I have moved sshd to a different port number.
On Mon, Jul 21, 2008 at 04:43:11PM -0400, Bo Lynch wrote:
just wanted to get some feedback from the community. Over the last few days I have noticed my web server and email box have attempted to ssh'd to using weird names like admin,appuser,nobody,etc.... None of these are valid users. I know that I can block sshd all together with iptables but that will not work for us. I did a little research on google and found programs like sshguard and sshdfilter. Just wanted to know if anyone had any experience with anything like these programs or have any other advice. I really appreciate it.
If you have a web server on the same system, you can use php and tcp wrappers to restrict ssh inbound traffic to known systems, plus give you a back-door key to permit yourself access from arbitrary systems on the internet.

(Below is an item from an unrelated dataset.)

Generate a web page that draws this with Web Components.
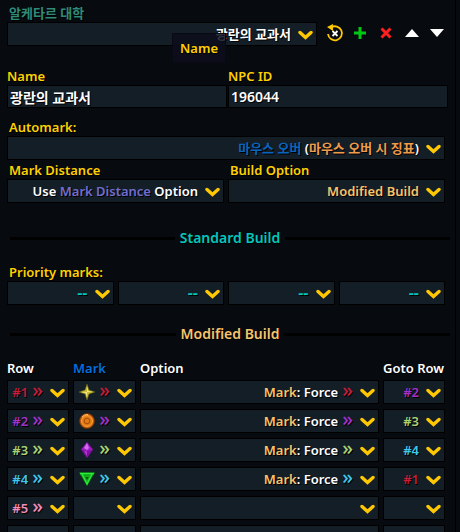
<!DOCTYPE html>
<html lang="ko">
    <head>
        <meta charset="UTF-8" />
        <meta name="viewport" content="width=device-width, initial-scale=1.0" />
        <title>NPC Marks</title>
        <style>
            :root {
                --gold: #ffd100;
                --field: #131e26;
                --r1: #c41e3a;
                --r2: #a330c9;
                --r3: #aad372;
                --r4: #3fc7eb;
                --r5: #f48cba;
            }
            html {
                height: 100%;
                overflow: hidden;
                background: #070a0f;
            }
            body {
                margin: 0;
                color: #fff;
                font: 600 13px/18px 'Noto Sans', 'Noto Sans CJK KR', sans-serif;
                text-shadow: 1px 1px 0 #000;
            }
        </style>
    </head>
    <body>
        <npc-panel></npc-panel>

        <script>
            const define = (name, html, setup) => {
                const template = document.createElement('template')
                template.innerHTML = html
                customElements.define(
                    name,
                    class extends HTMLElement {
                        constructor() {
                            super()
                            this.attachShadow({ mode: 'open' })
                            this.shadowRoot.append(template.content.cloneNode(true))
                        }
                        connectedCallback() {
                            if (setup) setup(this, this.shadowRoot)
                        }
                    }
                )
            }

            // drop-down: the select is the box, the slot is its coloured face
            define(
                'pick-list',
                `
<style>
:host {
    display: block;
    min-width: 0;
}
label {
    display: block;
    padding-left: 2px;
    color: var(--gold);
}
label[hidden] {
    display: none;
}
.box {
    display: grid;
    grid-template-rows: 24px;
}
.box > * {
    grid-area: 1 / 1;
    min-width: 0;
}
select {
    appearance: none;
    width: 100%;
    margin: 0;
    padding: 0;
    border: 1px solid #000;
    border-radius: 0;
    background: var(--field);
    color: transparent;
    font: inherit;
    text-shadow: none;
    outline: 0;
}
.face {
    display: flex;
    align-items: center;
    justify-content: flex-end;
    gap: 7px;
    padding-right: 4px;
    pointer-events: none;
    white-space: nowrap;
}
svg {
    flex: none;
}
</style>
<label for="pick" hidden></label>
<div class="box">
    <select id="pick"><option></option></select>
    <div class="face">
        <slot></slot>
        <svg width="15" height="24" viewBox="0 0 15 24" fill="none">
            <path d="M2 10.500 7.500 15.500 13 10.500" stroke="#ffc800" stroke-width="3.400" stroke-linecap="round" />
        </svg>
    </div>
</div>
`,
                (host, root) => {
                    const label = root.querySelector('label')
                    const select = root.querySelector('select')
                    const text = host.getAttribute('label')
                    if (text) {
                        label.textContent = text
                        label.hidden = false
                    } else {
                        select.setAttribute('aria-label', host.getAttribute('name') || '')
                    }
                    select.options[0].value = host.textContent.trim()
                }
            )

            define(
                'text-field',
                `
<style>
:host {
    display: block;
    min-width: 0;
}
label {
    display: block;
    color: var(--gold);
}
input {
    display: block;
    box-sizing: border-box;
    width: 100%;
    height: 23px;
    margin: 0;
    padding: 0 2px;
    border: 1px solid #000;
    background: var(--field);
    color: #fff;
    font: inherit;
    font-size: 14px;
    text-shadow: inherit;
    outline: 0;
}
</style>
<label for="text"></label>
<input id="text" type="text" />
`,
                (host, root) => {
                    root.querySelector('label').textContent = host.getAttribute('label')
                    root.querySelector('input').value = host.getAttribute('value')
                }
            )

            define(
                'icon-button',
                `
<style>
:host {
    display: block;
}
button {
    display: grid;
    place-items: center;
    width: 100%;
    height: 22px;
    padding: 0;
    border: 0;
    background: none;
}
</style>
<button type="button"><slot></slot></button>
`,
                (host, root) => root.querySelector('button').setAttribute('aria-label', host.getAttribute('name'))
            )

            define(
                'section-rule',
                `
<style>
:host {
    display: flex;
    align-items: center;
    gap: 5px;
    padding: 0 5px 0 3px;
    font-size: 14px;
}
:host::before,
:host::after {
    content: '';
    flex: 1;
    height: 3px;
    background: #000;
}
</style>
<slot></slot>
`
            )

            define(
                'hover-tip',
                `
<style>
:host {
    position: absolute;
    left: 165px;
    top: 11px;
    padding: 5px 7px;
    border: 1px solid #090914;
    background: rgba(13, 13, 28, 0.85);
    color: var(--gold);
}
</style>
<slot></slot>
`
            )

            // small double arrow that carries the colour of its row
            define(
                'row-arrow',
                `
<style>
:host {
    display: block;
    padding-bottom: 4px;
    font: 500 20px/18px 'Noto Sans', sans-serif;
    color: var(--row);
}
</style>
<span>»</span>`
            )

            const marks = [
                `<svg width="16" height="16" viewBox="0 0 16 16">
    <path d="M8 0 10 6 16 8 10 10 8 16 6 10 0 8 6 6Z" fill="#c9bd35" stroke="#5f5a19" stroke-width=".6" />
    <path d="M8 2 9 7 14 8 8 8Z M8 8 8 14 7 9 2 8Z" fill="#f2ea83" />
</svg>`,
                `<svg width="16" height="16" viewBox="0 0 16 16">
    <circle cx="8" cy="8" r="7.5" fill="#c25c0c" stroke="#6d2f05" stroke-width=".8" />
    <circle cx="8" cy="8" r="5.5" fill="#e67b16" stroke="#f8a43c" />
    <circle cx="8" cy="8" r="2.8" fill="#e67b16" stroke="#a34c08" />
    <path d="M3 4Q5 1.300 9 1.500" fill="none" stroke="#ffc069" />
</svg>`,
                `<svg width="16" height="16" viewBox="0 0 16 16">
    <path d="M8 0 14 7.500 8 16 2 7.500Z" fill="#a01fc4" stroke="#4f0a66" stroke-width=".6" />
    <path d="M8 1 10 6 8 8 5 6Z" fill="#d56aec" />
    <path d="M2.500 7.500 8 9 13.500 7.500 8 15Z" fill="#7d10a0" />
    <path d="M5 8.500 8 9.500V14Z" fill="#b23ad2" />
</svg>`,
                `<svg width="16" height="16" viewBox="0 0 16 16">
    <path d="M0 1.500H16L8 15Z" fill="#11a51b" stroke="#064d0b" stroke-width=".6" />
    <path d="M1 2.500H15M3 3 8 13 13 3" fill="none" stroke="#2bea38" stroke-width="1.300" />
    <path d="M5.500 5.500H10.500L8 10Z" fill="#075c0d" stroke="#23cc2e" stroke-width=".6" />
</svg>`
            ]
            const goto = [2, 3, 4, 1]

            const row = (n) => {
                const i = n - 1
                const arrow = '<row-arrow></row-arrow>'
                const used = n <= marks.length
                return `
<div class="row" style="--row: var(--r${n})">
    <pick-list name="Row ${n}">${n < 6 ? `<span class="pack"><span class="num">#${n}</span>${arrow}</span>` : ''}</pick-list>
    <pick-list name="Mark ${n}">${used ? `<span class="pack">${marks[i]}${arrow}</span>` : ''}</pick-list>
    <pick-list name="Option ${n}">${used ? `<span class="pack"><span><span class="sand">Mark</span>: Force</span>${arrow}</span>` : ''}</pick-list>
    <pick-list name="Goto row ${n}">${used ? `<span style="color: var(--r${goto[i]})">#${goto[i]}</span>` : ''}</pick-list>
</div>`
            }

            define(
                'build-rows',
                `
<style>
:host {
    display: block;
}
.head,
.row {
    display: grid;
    grid-template-columns: 62px 63px 1fr 62px;
    gap: 4px;
    margin-bottom: 5px;
}
.head {
    margin-bottom: 3px;
    white-space: nowrap;
}
.pack {
    display: flex;
    align-items: center;
    gap: 4px;
}
.blue {
    color: #0070dd;
}
.sand {
    color: #f7c46c;
}
.num {
    color: var(--row);
}
</style>
<div class="head">
    <span>Row</span><span class="blue">Mark</span><span>Option</span><span>Goto Row</span>
</div>
${[1, 2, 3, 4, 5, 6].map(row).join('')}
`
            )

            define(
                'npc-panel',
                `
<style>
:host {
    display: block;
    margin-right: 4px;
    padding: 4px 0 0 7px;
    border-right: 1px solid #000;
}
.top {
    position: relative;
    display: grid;
    grid-template-columns: 1fr 128px;
    gap: 5px;
    margin-right: 5px;
}
.tools {
    display: grid;
    grid-template-columns: repeat(5, 1fr);
}
.fields {
    display: grid;
    grid-template-columns: 1fr 1fr;
    gap: 1px;
    margin: 21px 7px 10px 0;
}
.form {
    display: grid;
    gap: 1px;
    margin-right: 10px;
}
.pair {
    display: grid;
    grid-template-columns: 1fr 1fr;
    gap: 4px;
}
.four {
    grid-template-columns: repeat(4, 1fr);
    gap: 4px;
    font-size: 16px;
}
.place {
    padding-left: 2px;
    color: #2f8b78;
}
.gold {
    padding-left: 2px;
    color: var(--gold);
}
.cyan {
    color: #00c8be;
}
.sand {
    color: #f7c46c;
}
.violet {
    color: #716dce;
}
.blue {
    color: #0864bd;
}
.orange {
    color: #ee9b4b;
}
section-rule {
    margin: 26px 0 16px;
}
section-rule.second {
    margin: 20px 0 16px;
}
</style>
<div class="place">알케타르 대학</div>
<div class="top">
    <pick-list name="NPC">광란의 교과서</pick-list>
    <div class="tools">
        <icon-button name="Reset">
            <svg width="18" height="20" viewBox="0 0 18 20" fill="none">
                <path d="M5 4.500A7 7 0 1 1 2 11" stroke="#ffc800" stroke-width="1.800" />
                <path d="M1 4 7 1V8Z" fill="#ffc800" />
                <path d="M6.500 8 11.500 13M11.500 8 6.500 13" stroke="#fff" stroke-width="1.800" />
            </svg>
        </icon-button>
        <icon-button name="Add">
            <svg width="14" height="14" viewBox="0 0 14 14">
                <path d="M7 1V13M1 7H13" stroke="#00c814" stroke-width="3" />
            </svg>
        </icon-button>
        <icon-button name="Delete">
            <svg width="12" height="14" viewBox="0 0 12 14">
                <path d="M1.500 2.500 10.500 11.500M10.500 2.500 1.500 11.500" stroke="#ff2020" stroke-width="3" />
            </svg>
        </icon-button>
        <icon-button name="Move up">
            <svg width="14" height="8" viewBox="0 0 14 8"><path d="M7 0 14 8H0Z" fill="#fff" /></svg>
        </icon-button>
        <icon-button name="Move down">
            <svg width="14" height="8" viewBox="0 0 14 8"><path d="M0 0H14L7 8Z" fill="#fff" /></svg>
        </icon-button>
    </div>
    <hover-tip>Name</hover-tip>
</div>

<div class="fields">
    <text-field label="Name" value="광란의 교과서"></text-field>
    <text-field label="NPC ID" value="196044"></text-field>
</div>

<div class="form">
    <pick-list label="Automark:"><span><span class="blue">마우스 오버</span> (<span class="orange">마우스 오버 시 징표</span>)</span></pick-list>
    <div class="pair">
        <pick-list label="Mark Distance"><span>Use <span class="violet">Mark Distance</span> Option</span></pick-list>
        <pick-list label="Build Option"><span class="sand">Modified Build</span></pick-list>
    </div>
</div>

<section-rule class="cyan">Standard Build</section-rule>

<div class="gold">Priority marks:</div>
<div class="form four">
    <pick-list name="Priority 1"><span class="cyan">--</span></pick-list>
    <pick-list name="Priority 2"><span class="cyan">--</span></pick-list>
    <pick-list name="Priority 3"><span class="cyan">--</span></pick-list>
    <pick-list name="Priority 4"><span class="cyan">--</span></pick-list>
</div>

<section-rule class="sand second">Modified Build</section-rule>

<div class="form"><build-rows></build-rows></div>
`
            )
        </script>
    </body>
</html>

http://wiki.xdroop.com/space/Linux/Limited+SSH+Access
No method is perfect, but something that seems to work ok in practice is to just move ssh to a different TCP port, and -j DROP the unused ports.
Failproof? No, but it reduces the noise tremendously.
If the script kiddies learn the new port (unlikely), either move it to another port, or apply one of the other methods already recommended in this thread.